2017-10-31 20:03:24 UTC  

More importantly, if there is a goal like justice (a description of a particular experience), then there must be *laws* (i.e. principles) affecting events that lead to such outcomes. And, so, the discovery of such principles is the pursuit of the rule of law. Or, better said, the pursuit of justice.

Anyone that demands justice is by default acknowledging there are natural laws, otherwise ‘justice’ is a meaningless word, i.e. it’s not objective.

2017-10-31 20:04:30 UTC  

If what I say is sound, then these ‘laws’ should not be confused with edicts — which are decrees granted the force of law by the bonds created among men, i.e. contracts, so long as there is consent. More so, since all legal rights are the product of contract, what are natural rights?

2017-10-31 20:04:46 UTC  

The absence of consent is slavery.

2017-10-31 20:08:04 UTC  

I agree that humans are bound by their nature to certain experiences, but how is the State a fictional entity?
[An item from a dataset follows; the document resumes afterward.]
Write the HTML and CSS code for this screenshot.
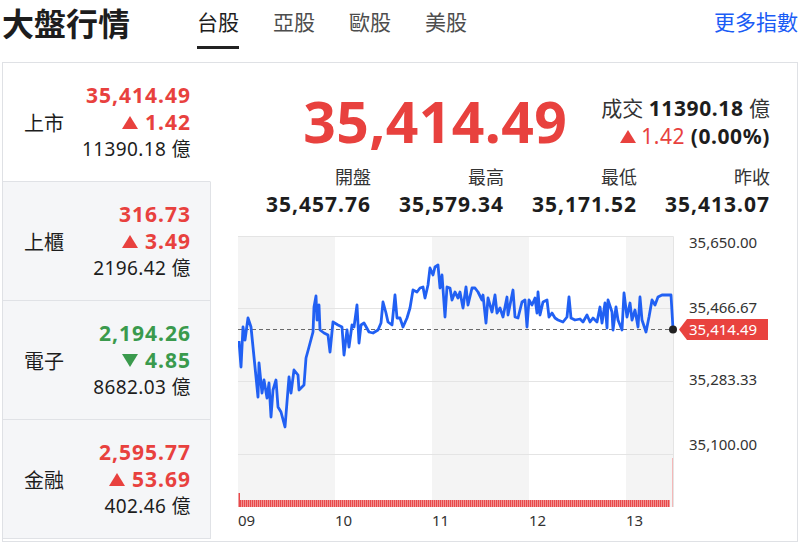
FILE: index.html
```html
<!DOCTYPE html>
<html lang="zh-Hant">
<head>
  <meta charset="UTF-8" />
  <meta name="viewport" content="width=device-width, initial-scale=1" />
  <title>大盤行情</title>
  <link rel="stylesheet" href="styles.css">
</head>
<body>
  <header class="top">
    <h1 class="title">大盤行情</h1>
    <nav class="tabs">
      <a class="tab active" href="#">台股</a>
      <a class="tab" href="#">亞股</a>
      <a class="tab" href="#">歐股</a>
      <a class="tab" href="#">美股</a>
    </nav>
    <a class="more" href="#">更多指數</a>
  </header>

  <section class="card">
    <ul class="markets">
      <li class="market active">
        <span class="name">上市</span>
        <div class="figs">
          <div class="price up">35,414.49</div>
          <div class="chg up"><i class="tri"></i>1.42</div>
          <div class="vol">11390.18 億</div>
        </div>
      </li>
      <li class="market">
        <span class="name">上櫃</span>
        <div class="figs">
          <div class="price up">316.73</div>
          <div class="chg up"><i class="tri"></i>3.49</div>
          <div class="vol">2196.42 億</div>
        </div>
      </li>
      <li class="market">
        <span class="name">電子</span>
        <div class="figs">
          <div class="price down">2,194.26</div>
          <div class="chg down"><i class="tri"></i>4.85</div>
          <div class="vol">8682.03 億</div>
        </div>
      </li>
      <li class="market">
        <span class="name">金融</span>
        <div class="figs">
          <div class="price up">2,595.77</div>
          <div class="chg up"><i class="tri"></i>53.69</div>
          <div class="vol">402.46 億</div>
        </div>
      </li>
    </ul>

    <div class="detail">
      <div class="quote">
        <div class="last up">35,414.49</div>
        <div class="side">
          <div>成交 <b>11390.18</b> 億</div>
          <div><span class="up"><i class="tri"></i>1.42</span> <b>(0.00%)</b></div>
        </div>
      </div>

      <dl class="stats">
        <div class="stat"><dt>開盤</dt><dd>35,457.76</dd></div>
        <div class="stat"><dt>最高</dt><dd>35,579.34</dd></div>
        <div class="stat"><dt>最低</dt><dd>35,171.52</dd></div>
        <div class="stat"><dt>昨收</dt><dd>35,413.07</dd></div>
      </dl>

      <svg class="chart" width="532" height="310" viewBox="238 230 532 310">
        <defs>
          <pattern id="vol" x="0" y="0" width="2" height="10" patternUnits="userSpaceOnUse">
            <rect width="1.2" height="10" fill="#e8494a" />
          </pattern>
        </defs>
        <!-- hour stripes -->
        <g fill="#f4f4f4">
          <rect x="238" y="236" width="97" height="271" />
          <rect x="432" y="236" width="97" height="271" />
          <rect x="626" y="236" width="47" height="271" />
        </g>
        <path d="M238 236.5H673.5V507M238 308.5H673M238 381.5H673M238 454.5H673" stroke="#e4e4e4" fill="none" />
        <!-- volume -->
        <rect x="239" y="500" width="431" height="7" fill="#f2a3a3" />
        <rect x="239" y="500" width="431" height="7" fill="url(#vol)" />
        <rect x="238.5" y="493" width="1.5" height="14" fill="#e8494a" />
        <line x1="672.5" y1="458" x2="672.5" y2="507" stroke="#f4b8b8" />
        <!-- previous close -->
        <line x1="238" y1="329.5" x2="673" y2="329.5" stroke="#6a6a6a" stroke-dasharray="4 3" />
        <polyline class="line" points="239,341 241,367 243,327 245,340 248,318 251,327 254,357 258,397 259,363 262,393 264,380 267,398 269,383 271,417 273,390 276,380 278,407 281,412 285,427 289,377 291,393 294,370 298,375 299,390 304,385 306,358 309,347 313,332 314,307 316,296 317,320 319,305 320,330 324,333 328,335 330,352 333,322 338,325 342,327 344,355 347,330 349,347 352,325 354,327 357,305 359,343 361,325 364,323 369,332 373,333 378,330 381,323 383,302 386,313 388,322 392,325 395,295 397,318 400,318 403,327 407,318 410,308 413,290 417,292 420,288 423,287 425,298 428,285 430,268 433,275 435,267 438,265 440,288 442,275 445,317 447,287 450,288 452,300 455,292 458,298 460,292 463,308 466,287 468,305 472,288 475,288 478,292 482,300 483,295 486,323 488,298 492,312 495,295 497,313 500,308 503,317 507,297 508,315 513,290 515,317 518,318 522,302 525,300 527,327 529,300 532,305 535,298 537,313 538,292 540,315 543,302 547,300 549,317 552,313 555,318 558,320 563,322 567,317 569,297 571,318 575,320 580,319 583,322 587,315 590,322 593,318 597,322 600,307 602,323 605,303 607,328 608,300 612,312 613,330 616,307 618,320 622,330 624,293 627,317 630,303 632,320 635,310 638,327 640,297 642,320 646,332 649,317 652,300 655,305 658,297 662,295 665,295 671,295 673,329" />
        <circle cx="673" cy="329.5" r="4" fill="#222" />
        <path d="M679 329.5L687 319H768V340H687Z" fill="#e9433f" />
        <text class="tag" x="689" y="335">35,414.49</text>
        <g class="axis">
          <text x="689" y="248">35,650.00</text>
          <text x="689" y="313">35,466.67</text>
          <text x="689" y="385">35,283.33</text>
          <text x="689" y="450">35,100.00</text>
          <text x="238" y="526">09</text>
          <text x="335" y="526">10</text>
          <text x="432" y="526">11</text>
          <text x="529" y="526">12</text>
          <text x="626" y="526">13</text>
        </g>
      </svg>
    </div>
  </section>
</body>
</html>
```

FILE: styles.css
```css
:root {
  --up: #e8413e;
  --down: #3a9a4d;
  --blue: #1a5cf5;
  --text: #1d1d1d;
  --border: #e0e2e6;
  --side-bg: #f5f6f8;
}
* {
  box-sizing: border-box;
}
body {
  margin: 0;
  padding: 0 2px;
  background: #fff;
  color: var(--text);
  font-family: "Noto Sans", "Noto Sans CJK TC", sans-serif;
}
.up {
  color: var(--up);
}
.down {
  color: var(--down);
}

/* header */
.top {
  display: flex;
  align-items: flex-start;
  height: 62px;
}
.title {
  margin: 0;
  font-size: 32px;
  font-weight: 700;
  line-height: 48px;
}
.tabs {
  display: flex;
  gap: 34px;
  margin-left: 67px;
}
.tab {
  font-size: 21px;
  line-height: 44px;
  padding-bottom: 2px;
  border-bottom: 3px solid transparent;
  color: #4d4d4d;
  text-decoration: none;
}
.tab.active {
  color: var(--text);
  border-bottom-color: #222;
}
.more {
  margin-left: auto;
  font-size: 21px;
  line-height: 44px;
  color: var(--blue);
  text-decoration: none;
}

/* card */
.card {
  display: flex;
  height: 480px;
  border: 1px solid #dfe1e5;
}
.markets {
  list-style: none;
  margin: 0;
  padding: 0;
  width: 208px;
  flex: none;
}
.market {
  display: flex;
  align-items: center;
  justify-content: space-between;
  height: 119px;
  padding: 0 19px 0 21px;
  background: var(--side-bg);
  border-right: 1px solid var(--border);
  border-bottom: 1px solid var(--border);
}
.market.active {
  background: #fff;
  border-right-color: transparent;
}
.name {
  font-size: 20px;
}
.figs {
  text-align: right;
  line-height: 27px;
}
.price,
.chg {
  font-size: 21px;
  font-weight: 700;
  letter-spacing: 1px;
}
.vol {
  font-size: 19px;
  letter-spacing: 0.4px;
}
.tri {
  display: inline-block;
  width: 0;
  height: 0;
  margin-right: 7px;
  border-left: 8px solid transparent;
  border-right: 8px solid transparent;
  border-bottom: 13px solid currentColor;
  vertical-align: 1px;
}
.down .tri {
  border-bottom: 0;
  border-top: 13px solid currentColor;
}

/* detail */
.detail {
  flex: 1;
  padding: 0 27px;
}
.quote {
  display: flex;
  justify-content: flex-end;
  align-items: center;
  gap: 34px;
  height: 101px;
  padding-top: 16px;
}
.last {
  font-size: 57px;
  font-weight: 700;
  line-height: 1;
  letter-spacing: 0.4px;
}
.side {
  text-align: right;
  font-size: 21px;
  line-height: 28px;
  color: #333;
}
.side b {
  color: var(--text);
  letter-spacing: 0.6px;
}
.side .up {
  letter-spacing: 0.6px;
}
.side .tri {
  margin-right: 5px;
}
.stats {
  display: grid;
  grid-template-columns: repeat(4, 1fr);
  margin: 0;
  text-align: right;
}
.stat dt {
  font-size: 18px;
  line-height: 26px;
  color: #333;
}
.stat dd {
  margin: 0;
  font-size: 21px;
  font-weight: 700;
  line-height: 28px;
  letter-spacing: 1px;
}
.chart {
  display: block;
  margin-top: 12px;
}
.line {
  fill: none;
  stroke: #2160f3;
  stroke-width: 2.8;
  stroke-linejoin: round;
}
.axis text,
.tag {
  font-family: "Noto Sans", sans-serif;
  font-size: 15px;
  fill: #333;
}
.tag {
  fill: #fff;
}
```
Do you deny the possibility of someone being made to do something they don't consent to that is ultimately good for them?

2017-10-31 20:08:22 UTC  

The one giving consent can be wrong, and the one receiving it, or otherwise, can be right.

2017-10-31 20:08:47 UTC  

In America we have an order of common law in order to protest the discoveries we made. In contrast, some jurisdiction in the world have civil law which allows for any law to be interpreted in anyway the arbiter sees fit.